The converter uses quality 0.80 (80%), which gives a good balance between file size and visual quality for standard photography. There will be a small amount of re-compression loss since JPG is a lossy format — but at quality 0.80, the difference is not visible on a phone or monitor at normal viewing sizes.
Why does the HEIC file take a few seconds to convert on Chrome?
Chrome and Firefox do not support HEIC natively, so the converter lazy-loads a WebAssembly build of the libheif decoder (~1.2 MB) on first use. After the initial load, subsequent HEIC conversions in the same session are instant. On Safari, there is no delay because HEIC is decoded natively by macOS or iOS.
Can I convert multiple HEIC files at once?
Yes. Drop as many HEIC files as you need in one go, then click "Convert all" to process the batch, and "Download all" to get a single ZIP archive with all JPG files. There is no file count limit per session.
Does HEIC support transparency? What happens when converting to JPG?
HEIC supports an alpha channel for transparency. JPG does not support transparency. When a transparent HEIC is converted to JPG, transparent areas are filled with white. If you need to preserve transparency, convert to PNG instead.
Can I open the converted JPG on any device?
Yes. JPG is the most universally supported image format — it opens on Windows, Mac, Linux, Android, iPhone, printers, cameras, and every web browser without any special software or codec.
How do I send iPhone photos as JPG instead of HEIC?

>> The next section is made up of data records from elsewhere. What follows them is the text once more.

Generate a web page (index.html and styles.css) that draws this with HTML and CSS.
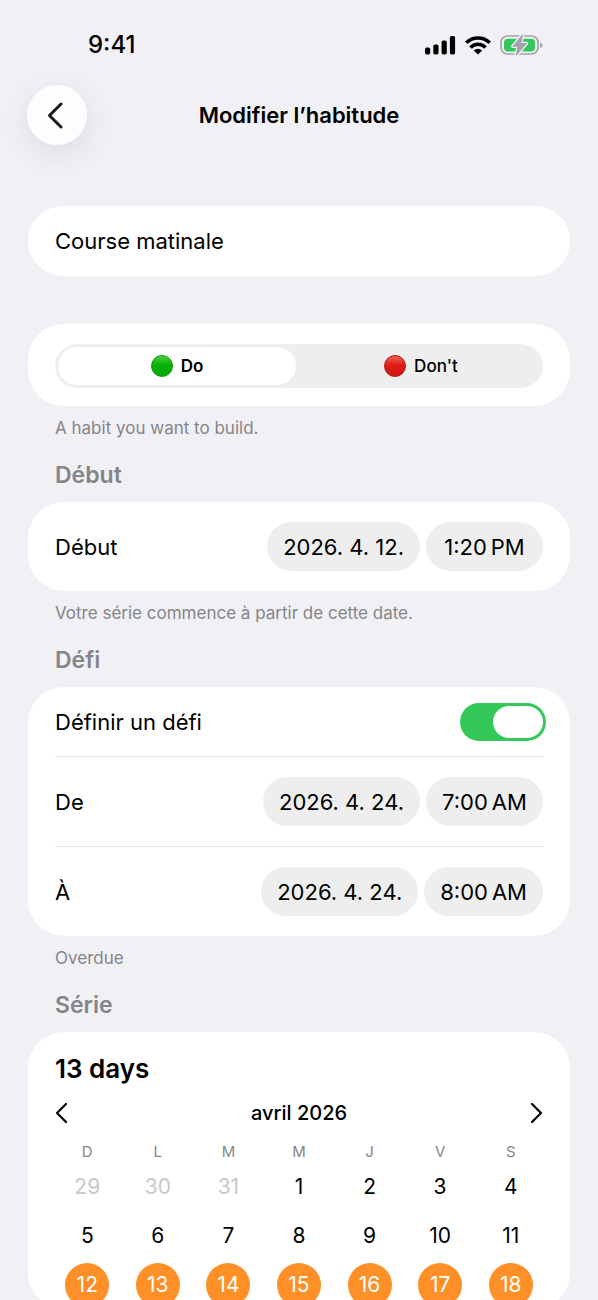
FILE: index.html
```
<!DOCTYPE html>
<html lang="fr">
<head>
<meta charset="utf-8">
<meta name="viewport" content="width=device-width, initial-scale=1">
<title>Modifier l’habitude</title>
<link rel="stylesheet" href="styles.css">
</head>
<body>
<div class="screen">
  <div class="status">
    <span class="status-time">9:41</span>
    <span class="status-icons">
      <svg width="31" height="20" viewBox="0 0 31 20" aria-hidden="true">
        <rect x="0" y="12.500" width="5.200" height="7" rx="1.700"/>
        <rect x="8.300" y="9.500" width="5.200" height="10" rx="1.700"/>
        <rect x="16.600" y="5.500" width="5.200" height="14" rx="1.700"/>
        <rect x="24.900" y="1" width="5.200" height="18.500" rx="1.700"/>
      </svg>
      <svg width="26" height="20" viewBox="0 0 26 20" aria-hidden="true">
        <g fill="none" stroke="#000" stroke-width="3.600">
          <path d="M1.300 7.800A16.700 16.700 0 0 1 24.700 7.800"/>
          <path d="M5.500 12.500A10.300 10.300 0 0 1 20.500 12.500"/>
        </g>
        <path d="M13 19.600L8.800 15.400Q13 12 17.200 15.400Z"/>
      </svg>
      <svg width="43" height="22" viewBox="0 0 43 22" aria-hidden="true">
        <rect x="1" y="2" width="37" height="18" rx="6.500" fill="none" stroke="#a3a3a8" stroke-width="1.700"/>
        <rect x="4" y="4.800" width="31" height="12.600" rx="4" fill="#34c759"/>
        <path d="M40 8.500Q42.500 9.300 42.500 11.300T40 14Z" fill="#a3a3a8"/>
        <path d="M22.500 0.800L12.800 12.300H18L16.200 21.200L26.500 9.500H20.800Z" fill="#a3a3a8" stroke="#f1f0f5" stroke-width="3.400" stroke-linejoin="round"/>
        <path d="M22.500 0.800L12.800 12.300H18L16.200 21.200L26.500 9.500H20.800Z" fill="#a3a3a8" stroke="#a3a3a8" stroke-width="1" stroke-linejoin="round"/>
      </svg>
    </span>
  </div>

  <header class="navbar">
    <button class="back" type="button" aria-label="Retour">
      <svg width="18" height="28" viewBox="0 0 18 28" aria-hidden="true"><path d="M15 3L3.500 14.500L15 26"/></svg>
    </button>
    <h1 class="title">Modifier l’habitude</h1>
  </header>

  <main class="form">
    <div class="card name-card">
      <input class="name-input" type="text" value="Course matinale" aria-label="Nom">
    </div>

    <div class="card type-card">
      <div class="segmented" role="radiogroup" aria-label="Type">
        <label class="segment">
          <input class="segment-input" type="radio" name="type" checked>
          <span class="segment-face"><span class="dot dot-green"></span>Do</span>
        </label>
        <label class="segment">
          <input class="segment-input" type="radio" name="type">
          <span class="segment-face"><span class="dot dot-red"></span>Don't</span>
        </label>
      </div>
    </div>
    <p class="note">A habit you want to build.</p>

    <h2 class="section-title">Début</h2>
    <div class="card">
      <div class="row">
        <span class="row-label" id="start">Début</span>
        <div class="pills" role="group" aria-labelledby="start">
          <button class="pill" type="button">2026. 4. 12.</button>
          <button class="pill" type="button">1:20&#8201;PM</button>
        </div>
      </div>
    </div>
    <p class="note">Votre série commence à partir de cette date.</p>

    <h2 class="section-title">Défi</h2>
    <div class="card">
      <div class="row row-short">
        <label class="row-label" for="challenge">Définir un défi</label>
        <input class="switch" id="challenge" type="checkbox" role="switch" checked>
      </div>
      <div class="row">
        <span class="row-label" id="from">De</span>
        <div class="pills" role="group" aria-labelledby="from">
          <button class="pill" type="button">2026. 4. 24.</button>
          <button class="pill" type="button">7:00&#8201;AM</button>
        </div>
      </div>
      <div class="row">
        <span class="row-label" id="to">À</span>
        <div class="pills" role="group" aria-labelledby="to">
          <button class="pill" type="button">2026. 4. 24.</button>
          <button class="pill" type="button">8:00&#8201;AM</button>
        </div>
      </div>
    </div>
    <p class="note">Overdue</p>

    <h2 class="section-title">Série</h2>
    <section class="card streak">
      <h3 class="streak-count">13 days</h3>
      <div class="month">
        <button class="month-nav" type="button" aria-label="Mois précédent">
          <svg width="14" height="22" viewBox="0 0 14 22" aria-hidden="true"><path d="M11 2L2 11L11 20"/></svg>
        </button>
        <span class="month-name">avril 2026</span>
        <button class="month-nav" type="button" aria-label="Mois suivant">
          <svg width="14" height="22" viewBox="0 0 14 22" aria-hidden="true"><path d="M3 2L12 11L3 20"/></svg>
        </button>
      </div>
      <table class="calendar">
        <thead>
          <tr><th>D</th><th>L</th><th>M</th><th>M</th><th>J</th><th>V</th><th>S</th></tr>
        </thead>
        <tbody>
          <tr><td class="outside">29</td><td class="outside">30</td><td class="outside">31</td><td>1</td><td>2</td><td>3</td><td>4</td></tr>
          <tr><td>5</td><td>6</td><td>7</td><td>8</td><td>9</td><td>10</td><td>11</td></tr>
          <tr>
            <td><span class="done">12</span></td><td><span class="done">13</span></td><td><span class="done">14</span></td><td><span class="done">15</span></td><td><span class="done">16</span></td><td><span class="done">17</span></td><td><span class="done">18</span></td>
          </tr>
        </tbody>
      </table>
    </section>
  </main>
</div>
</body>
</html>
```
FILE: styles.css
```
* {
  box-sizing: border-box;
}

body {
  margin: 0;
  background: #f1f0f5;
  color: #000;
  font-family: Inter, "Liberation Sans", sans-serif;
  font-size: 22px;
}

button,
input {
  margin: 0;
  border: 0;
  padding: 0;
  background: none;
  color: inherit;
  font: inherit;
}

h1, h2, h3, p {
  margin: 0;
}

svg {
  display: block;
}

.screen {
  height: 100vh;
  overflow-y: auto;
  scrollbar-width: none;
}

.status {
  display: flex;
  justify-content: space-between;
  align-items: center;
  height: 85px;
  padding: 4px 55px 0 88px;
}

.status-time {
  font-size: 24px;
  font-weight: 500;
}

.status-icons {
  display: flex;
  align-items: center;
  gap: 9px;
}

.navbar {
  display: grid;
  grid-template-columns: 60px 1fr 60px;
  align-items: center;
  padding: 0 27px;
}

.back {
  display: flex;
  align-items: center;
  justify-content: center;
  width: 60px;
  height: 60px;
  padding-right: 4px;
  border-radius: 50%;
  background: #fdfdff;
  box-shadow: 0 8px 32px rgba(0, 0, 0, 0.09);
}

.back path,
.month-nav path {
  fill: none;
  stroke: #000;
  stroke-linecap: round;
  stroke-linejoin: round;
}

.back path {
  stroke: #1a1a1c;
  stroke-width: 3;
}

.title {
  font-size: 22px;
  font-weight: 600;
  text-align: center;
}

.form {
  padding: 61px 28px 0;
}

.card {
  border-radius: 36px;
  background: #fff;
}

.name-card {
  margin-bottom: 48px;
}

.name-input {
  display: block;
  width: 100%;
  height: 70px;
  padding: 0 27px;
  outline: 0;
}

.type-card {
  padding: 20px 27px 18px;
}

.segmented {
  display: grid;
  grid-template-columns: 1fr 1fr;
  gap: 6px;
  padding: 3px;
  border-radius: 22px;
  background: #eee;
}

.segment {
  display: block;
}

.segment-input {
  position: absolute;
  opacity: 0;
}

.segment-face {
  display: flex;
  align-items: center;
  justify-content: center;
  gap: 8px;
  height: 38px;
  border-radius: 19px;
  font-size: 17px;
  font-weight: 500;
}

.segment-input:checked + .segment-face {
  background: #fff;
  font-weight: 600;
}

.dot {
  width: 22px;
  height: 22px;
  border-radius: 50%;
}

.dot-green {
  border: 1px solid #0a9a08;
  background: linear-gradient(#4bd03f, #06b004 45%, #08a806);
}

.dot-red {
  border: 1px solid #b81512;
  background: linear-gradient(#f2614f, #df1c17 45%, #cf1512);
}

.note {
  padding: 10px 27px 0;
  color: #858589;
  font-size: 17px;
  line-height: 24px;
}

.section-title {
  padding: 21px 27px 13px;
  color: #858589;
  font-size: 23px;
  font-weight: 600;
  line-height: 28px;
}

.row {
  display: flex;
  align-items: center;
  justify-content: space-between;
  box-sizing: content-box;
  height: 89px;
  margin: 0 27px;
}

.row-short {
  height: 69px;
}

.row + .row {
  border-top: 1px solid #e4e4e6;
}

.pills {
  display: flex;
  gap: 6px;
}

.pill {
  min-width: 117px;
  height: 49px;
  padding: 0 16px;
  border-radius: 25px;
  background: #eee;
  white-space: nowrap;
}

.switch {
  display: flex;
  justify-content: flex-end;
  width: 86px;
  height: 38px;
  margin-right: -3px;
  padding: 3px;
  border-radius: 19px;
  background: #34c759;
  appearance: none;
}

.switch::before {
  content: "";
  width: 50px;
  height: 32px;
  border-radius: 16px;
  background: #fff;
}

.switch:not(:checked) {
  justify-content: flex-start;
  background: #d8d8dc;
}

.streak {
  padding: 20px 24px 0;
}

.streak-count {
  padding: 0 3px;
  font-size: 26px;
  font-weight: 600;
  line-height: 34px;
}

.month {
  display: flex;
  align-items: center;
  justify-content: space-between;
  height: 54px;
  padding: 0 3px;
}

.month-nav path {
  stroke-width: 2.2;
}

.month-name {
  font-size: 20px;
  font-weight: 500;
}

.calendar {
  width: 100%;
  border-collapse: collapse;
  table-layout: fixed;
}

.calendar th {
  height: 22px;
  padding: 0;
  color: #858589;
  font-size: 15px;
  font-weight: 400;
}

.calendar td {
  height: 49px;
  padding: 0;
  font-size: 21px;
  text-align: center;
}

.calendar .outside {
  color: #c8c8ca;
}

.done {
  display: block;
  width: 44px;
  margin: 0 auto;
  border-radius: 50%;
  background: #ff8f27;
  color: #fff;
  line-height: 44px;
}
```
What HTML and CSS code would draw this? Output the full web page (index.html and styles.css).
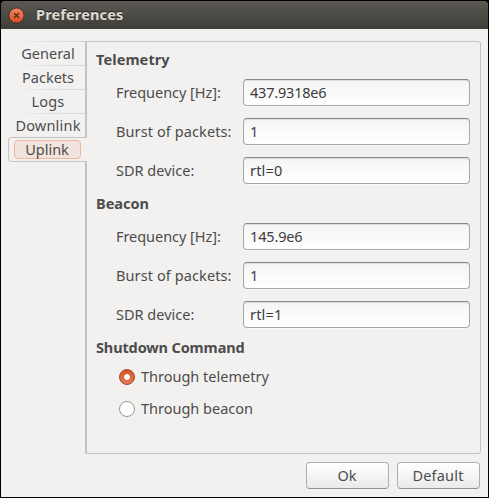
FILE: index.html
```
<!DOCTYPE html>
<html lang="en">
<head>
<meta charset="utf-8">
<title>Preferences</title>
<link rel="stylesheet" href="styles.css">
</head>
<body>
<div class="window">
  <header class="titlebar">
    <svg class="close" viewBox="0 0 17 17" width="17" height="17">
      <defs><linearGradient id="orange" x1="0" y1="0" x2="0" y2="1"><stop offset="0" stop-color="#f58563"/><stop offset="1" stop-color="#df4b1c"/></linearGradient></defs>
      <circle cx="8.5" cy="8.5" r="7.6" fill="url(#orange)" stroke="#34322d"/>
      <path d="M6 6l5 5M11 6l-5 5" stroke="#4a2e22" stroke-width="1.3"/>
    </svg>
    <h1><span class="t t-title">Preferences</span></h1>
  </header>
  <main class="body">
    <nav class="tabs">
      <div class="tab"><span class="t t-general">General</span></div>
      <div class="tab"><span class="t t-packets">Packets</span></div>
      <div class="tab"><span class="t t-logs">Logs</span></div>
      <div class="tab"><span class="t t-downlink">Downlink</span></div>
      <div class="tab selected"><div class="focus"><span class="t t-uplink">Uplink</span></div></div>
    </nav>
    <section class="panel">
      <h2><span class="t t-telemetry">Telemetry</span></h2>
      <div class="fields">
        <div class="field"><span class="label"><span class="t t-freq">Frequency [Hz]:</span></span><div class="entry"><span class="t t-v1">437.9318e6</span></div></div>
        <div class="field"><span class="label"><span class="t t-burst">Burst of packets:</span></span><div class="entry"><span class="t">1</span></div></div>
        <div class="field"><span class="label"><span class="t t-sdr">SDR device:</span></span><div class="entry"><span class="t t-rtl">rtl=0</span></div></div>
      </div>
      <h2><span class="t t-beacon">Beacon</span></h2>
      <div class="fields">
        <div class="field"><span class="label"><span class="t t-freq">Frequency [Hz]:</span></span><div class="entry"><span class="t t-v2">145.9e6</span></div></div>
        <div class="field"><span class="label"><span class="t t-burst">Burst of packets:</span></span><div class="entry"><span class="t">1</span></div></div>
        <div class="field"><span class="label"><span class="t t-sdr">SDR device:</span></span><div class="entry"><span class="t t-rtl">rtl=1</span></div></div>
      </div>
      <h2><span class="t t-shutdown">Shutdown Command</span></h2>
      <div class="radios">
        <div class="radio"><i class="dot on"></i><span class="t t-rt">Through telemetry</span></div>
        <div class="radio"><i class="dot"></i><span class="t t-rb">Through beacon</span></div>
      </div>
    </section>
  </main>
  <footer class="actions">
    <div class="button"><span class="t t-ok">Ok</span></div>
    <div class="button"><span class="t t-default">Default</span></div>
  </footer>
</div>
</body>
</html>
```
FILE: styles.css
```
* { box-sizing: border-box; }
body { margin: 0; font: 14.5px/20px "Noto Sans", "Open Sans", sans-serif; color: #4c4c4c; }
.window { width: 489px; height: 498px; border: 1px solid #000; background: #f2f1f0; display: flex; flex-direction: column; }
.titlebar { height: 28px; flex: none; display: flex; align-items: center; gap: 11px; padding-left: 7px; background: radial-gradient(circle at 4px 4px, transparent 4px, #000 4.5px) 0 0 / 4px 4px no-repeat, radial-gradient(circle at 0 4px, transparent 4px, #000 4.5px) 100% 0 / 4px 4px no-repeat, linear-gradient(#5b5952, #3e3d38); }
h1, h2 { margin: 0; font-size: 14.5px; height: 20px; line-height: 18px; font-weight: 700; }
h1 { color: #dfdbd2; text-shadow: 0 -1px 0 #22211e; }
.t { display: block; white-space: pre; line-height: 18px; padding-bottom: 2px; }
.t-title { letter-spacing: 0.15px; }
.t-telemetry { letter-spacing: 0.1px; }
.t-shutdown { letter-spacing: -0.13px; }
.t-freq { letter-spacing: -0.05px; }
.t-burst { letter-spacing: 0.1px; }
.t-v1 { letter-spacing: -0.2px; }
.t-v2 { letter-spacing: -0.15px; }
.t-rtl { letter-spacing: 0.2px; }
.t-downlink { letter-spacing: 0.2px; }
.t-logs { letter-spacing: 0.15px; }
.t-ok { margin-left: -1px; }
.t-default { letter-spacing: 0.2px; margin-left: -1px; }
.body { display: flex; padding: 12px 7px 0; }
.tabs { width: 77px; flex: none; }
.tab { height: 24px; display: flex; align-items: center; justify-content: center; padding-top: 1px; padding-left: 3px; background: linear-gradient(90deg, transparent, #d4d3d1) top / 100% 1px no-repeat; }
.tab.selected { height: 25px; width: 79px; margin-right: -2px; padding: 0 6px 0 5px; justify-content: flex-start; position: relative; background: #f2f1f0; border: 1px solid #c4c3c1; border-right: 0; border-radius: 4px 0 0 4px; }
.focus { width: 67px; height: 19px; border: 1px solid #f2b39d; border-radius: 4px; background: #f2e3dd; display: flex; align-items: center; justify-content: center; padding-right: 1px; }
.panel { flex: 1; height: 413px; border: 1px solid #c4c3c1; border-left: 2px solid #c4c3c1; border-radius: 1px 3px 3px 1px; padding: 8px 10px 0 9px; }
.fields { display: grid; gap: 12px; padding: 9px 0 10px 20px; }
.field { display: grid; grid-template-columns: 127px 227px; }
.label { display: flex; align-items: center; }
.entry { height: 27px; border: 1px solid #a9a8a6; border-top-color: #888786; border-radius: 4px; background: linear-gradient(#f5f5f5, #fff); box-shadow: inset 0 1px 1px #dedddd, 0 1px 0 #faf9f9; color: #3c3c3c; display: flex; align-items: center; padding-left: 6px; }
.radios { display: grid; gap: 12px; padding: 9px 0 0 23px; }
.radio { display: flex; align-items: center; gap: 6px; height: 20px; }
.dot { width: 16px; height: 16px; border: 1px solid #999896; border-radius: 50%; background: #fff; }
.dot.on { border-color: #a6482a; background: radial-gradient(circle, #fff 2.4px, transparent 3.4px), linear-gradient(#d4552b, #e47d56); }
.actions { display: flex; justify-content: flex-end; gap: 8px; padding: 8px 8px 0; }
.button { width: 83px; height: 27px; border: 1px solid #b0afad; border-bottom-color: #929190; border-radius: 4px; background: linear-gradient(#fff, #ebeae9); display: flex; align-items: center; justify-content: center; }
```
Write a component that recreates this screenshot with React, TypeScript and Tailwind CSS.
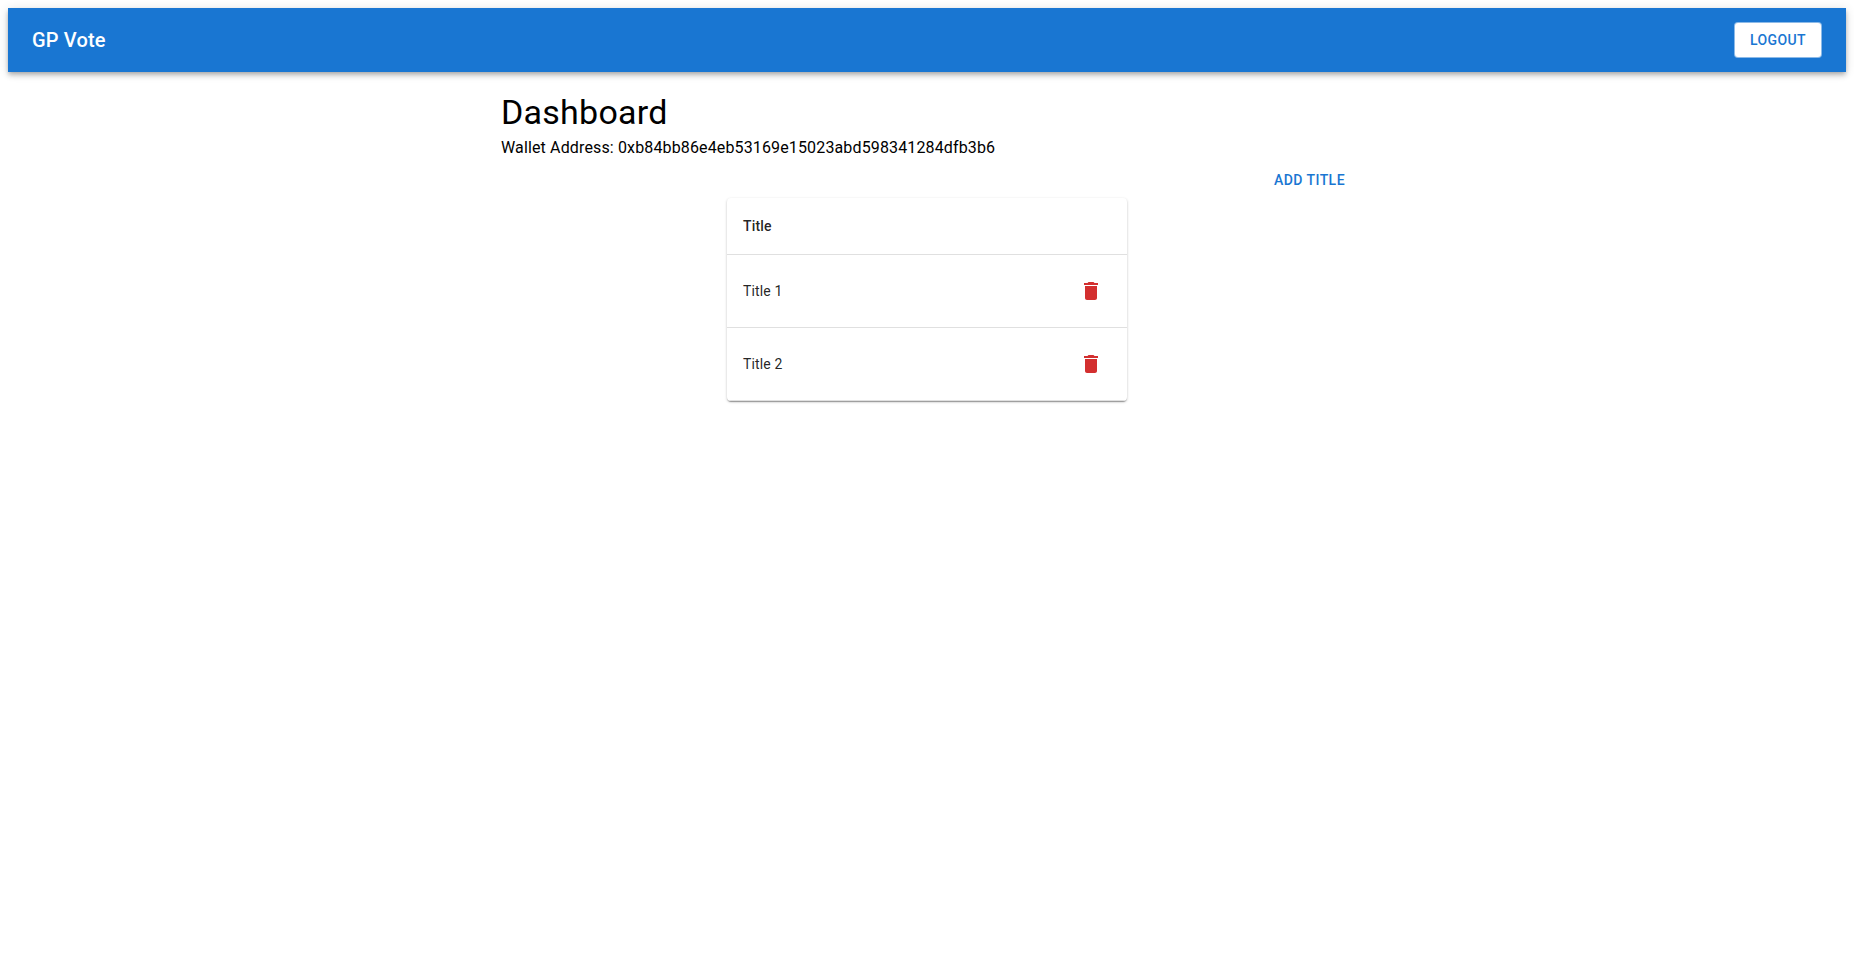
const TITLES = ["Title 1", "Title 2"];

function DeleteIcon() {
  return (
    <svg viewBox="0 0 24 24" className="size-6 fill-current" aria-hidden="true">
      <path d="M6 19c0 1.1.9 2 2 2h8c1.1 0 2-.9 2-2V7H6v12zM19 4h-3.5l-1-1h-5l-1 1H5v2h14V4z" />
    </svg>
  );
}

export default function App() {
  return (
    <div className="p-2 font-['Roboto',sans-serif] text-black">
      <header className="flex h-16 items-center justify-between bg-[#1976d2] px-6 text-white shadow-[0px_2px_4px_-1px_rgba(0,0,0,0.2),0px_4px_5px_0px_rgba(0,0,0,0.14),0px_1px_10px_0px_rgba(0,0,0,0.12)]">
        <h6 className="text-[20px] leading-8 font-medium tracking-[0.15px]">GP Vote</h6>
        <button className="rounded border border-[#1976d2]/50 bg-white px-[15px] py-[5px] text-[14px] leading-[24.5px] font-medium tracking-[0.4px] text-[#1976d2] uppercase">
          Logout
        </button>
      </header>
      <main className="mx-auto w-[852px] pt-[19px]">
        <h4 className="text-[34px] leading-[42px] tracking-[0.25px]">Dashboard</h4>
        <p className="mt-[3px] text-[16px] leading-6 tracking-[0.14px]">
          Wallet Address: 0xb84bb86e4eb53169e15023abd598341284dfb3b6
        </p>
        <div className="mt-[1.5px] flex justify-end">
          <button className="rounded px-2 py-1.5 text-[14px] leading-[24.5px] font-medium tracking-[0.45px] text-[#1976d2] uppercase">
            Add Title
          </button>
        </div>
        <div className="mx-auto w-[400px] overflow-hidden rounded bg-white shadow-[0px_2px_1px_-1px_rgba(0,0,0,0.2),0px_1px_1px_0px_rgba(0,0,0,0.14),0px_1px_3px_0px_rgba(0,0,0,0.2)]">
          <table className="w-full border-separate border-spacing-0 text-left text-[14px] tracking-[0.15px] text-black/87">
            <thead>
              <tr>
                <th className="border-b border-[#e0e0e0] p-4 leading-6 font-medium" colSpan={2}>Title</th>
              </tr>
            </thead>
            <tbody>
              {TITLES.map((title) => (
                <tr key={title}>
                  <td className="border-b border-[#e0e0e0] p-4 leading-5">{title}</td>
                  <td className="border-b border-[#e0e0e0] p-4 text-right">
                    <button className="inline-flex rounded-full p-2 align-middle text-[#d32f2f]" aria-label={`Delete ${title}`}>
                      <DeleteIcon />
                    </button>
                  </td>
                </tr>
              ))}
            </tbody>
          </table>
        </div>
      </main>
    </div>
  );
}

On iPhone: go to Settings → Photos → scroll to "Transfer to Mac or PC" → select "Automatic". iOS then converts HEIC to JPG automatically when you AirDrop or cable-transfer photos to a non-Apple device. Alternatively, convert the HEIC files here after the transfer.
What if my HEIC file contains a depth map or portrait mode data?
The converter extracts the main visible image layer (the standard photo). Depth maps, portrait mode bokeh data, and HDR gain maps stored in the HEIC container are not transferred to the JPG — JPG cannot store this auxiliary data. The result is a standard, fully viewable photograph.
Can I convert multiple files at once?
Yes. Drop as many files as you need in one go and click "Convert all" to process everything at once. When done, click "Download all" to get a single ZIP archive containing all converted files.
Are my files uploaded to a server?
No. All conversion happens directly in your browser using the Canvas API. Your files never leave your device — no uploads, no server processing, 100% private. This also means the tool works without an internet connection once the page has loaded.